Chinese real estate industry executives say that there was considerable speculation here in recent years by overseas investors, especially overseas Chinese.

Those purchases contributed to a bubble that peaked last spring and has gradually deflated since, removing the incentive for further real estate investments here.

“Certainly a lot of the Hong Kong money seems to be coming back,” said Brad W. Setser, a fellow at the Council on Foreign Relations in New York.

Beijing’s slowing accumulations of Treasuries may be partly offset by Hong Kong’s increased purchases of Treasuries, he said.

The Hong Kong dollar is pegged to the American dollar, and the Hong Kong Monetary Authority typically buys more Treasuries to offset strong inflows of money.

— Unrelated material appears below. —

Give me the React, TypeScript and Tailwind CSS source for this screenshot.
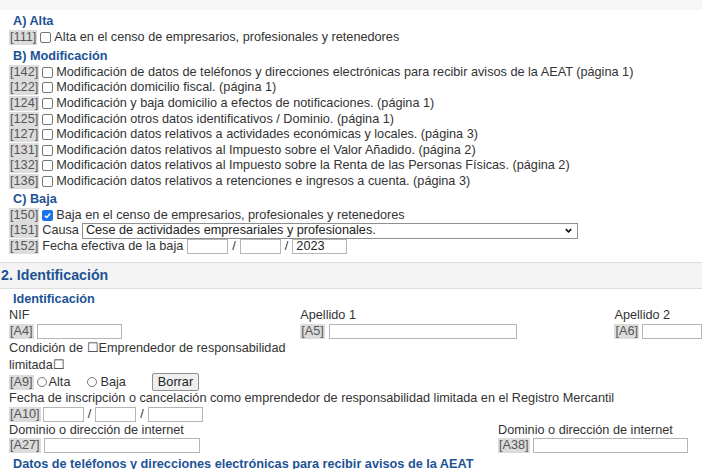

Another reason less money could be flowing into China is the government’s decision to halt the rise of the yuan against the dollar last July, and even to allow a short-lived decline against the dollar in late November.

This removed the incentive for investors to put money into China in pursuit of currency gains.

Stephen Green, an economist in the Shanghai offices of Standard Chartered, said in a research note that yet another important contributor to slowing flows of money into China this winter may be that hard-up retailers in the West have been waiting longer to pay for Chinese goods.

If that is the case, more dollars may start entering China again soon.

Two agencies have primary responsibility for regulating the movement of money in and out of China — the People’s Bank of China, which is the central bank, and the State Administration of Foreign Exchange, which is part of the central bank but enjoys considerable independence.

Officials from both agencies have said conspicuously little about capital flight in recent weeks.

The central bank and the exchange administration were supposed to limit unauthorized investment, often described as “hot money.” But they had limited success over the last five years, said Victor Shih, a specialist in Chinese finance at Northwestern University.

“They never admitted there was hot money in the first place,” Mr. Shih said, and with a portion of that money now leaving, “some parts of the government don’t want to admit it.”